The Cambrian Radiation in the Geologic Record

The Precambrian/Cambrian boundary appears relatively abruptly when examined from the perspective of large, shelled fossils. However, because a geologic process taking many millions of years may leave behind only a few inches of rock, when geologists say "suddenly" it has a different meaning than the common usage. Trilobite Fragments: from the Cambrian Andrews Mountain Member of the Campito Formation, White-Inyo Mtns., California. Photo by Steven Newton.Trilobite Fragments: from the Cambrian Andrews Mountain Formation, White-Inyo Mtns., California. Photo by Steven Newton.

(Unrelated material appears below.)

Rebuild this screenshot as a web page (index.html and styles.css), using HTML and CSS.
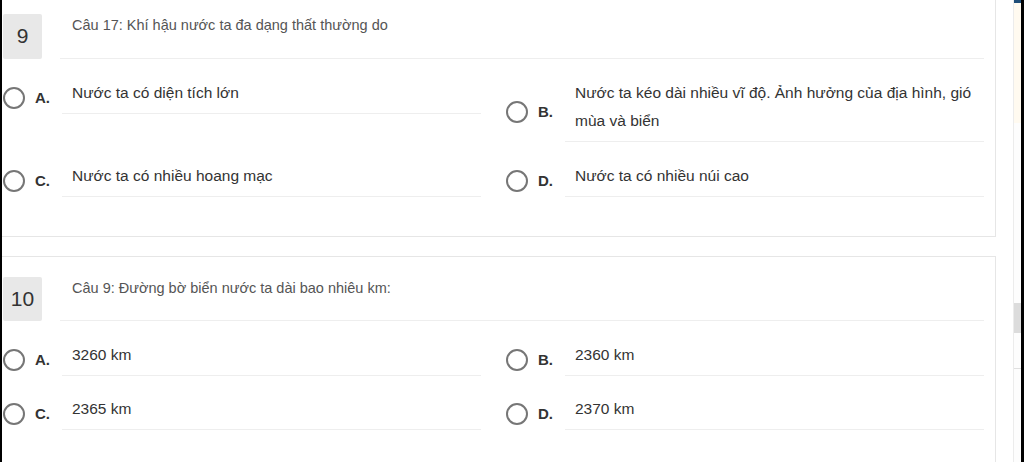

Precambrian rocks are usually free of bioturbation, which is the destruction of fine layering by animals burrowing into soft sediment. In rock forming today, sediments are usually bioturbated. The absence of bioturbation indicates something is unusual for example, anoxic conditions, where there is not enough oxygen dissolved in water to sustain life. Today such conditions are rare.

Just prior to the Cambrian/Precambrian boundary, worldwide massive carbonate deposits (limestone, dolomite) heralded the end of "Snowball Earth," a 220 million year period of deep glaciation now called the Cryogenic Period (850-630 Ma). Above these carbonate deposits geologists start to find the signs of complex life: burrowing, bioturbation, shells. Fragments of shelled animals are much more common than whole fossils of the animals themselves.

Peter Ward of the University of Washington beautifully describes the boundary this way:

I kicked an empty pop can with my thick field boots as I walked along the country road near Addy, surrounded by the roadside sandstones, vestiges of that long-ago world. I was walking stratigraphically upward in these sediments; they lie at an angle, tilted about 30 degrees from their original horizontal. As I walked northward along the road I was thus going up through time, into ever higher and thus younger beds of these sandstones. With each step I passed upward through thousands of years of time; with my quarter-mile hike along the road I had traversed several millions of years among these buff-colored sandstones. I was somewhat disappointed. I was training to become a paleontologist and disdained geological phenomena not associated with fossils

"I had been lulled by the walk and the endless slabs of sandstone showing nothing but featureless bedding planes. The small slab now in my hands thus elicited no immediate response. I stared with unseeing eyes at the small oblong shell and tossed the rock before the message from my eyes finally burned through into my brain. The small rock followed a beautiful ballistic arc down the talus slope as I realized that I had just seen an unmistakable announcement of life

"I picked up another piece and saw more shells, amid even more wondrous fossils. I saw the heads of large trilobites, looking something like large crabs yet very different, fossils with segments and strange crescent-shaped eyes unlike anything now living. I was surrounded by fossils, sitting atop a teaming graveyard, a joyous assemblage announcing that after 3 billion years skeletonized life had arrived. I was sitting on the base of the Cambrian System, the start of the Paleozoic era, the beginning of the Phanerozoic, the time of life.

Peter Ward, 1991. On Methuselah's Trail: Living Fossils and the Great Extinctions, p. 27


An important caveat here is that the base the Cambrian, at 542 Ma, is not the beginning of life at all. Nor will the Cambrian Radiation occur for another ~7 Ma, at 535 Ma. So what the geologist sees in outcrops the appearance of large, shelled organisms is not the complete story.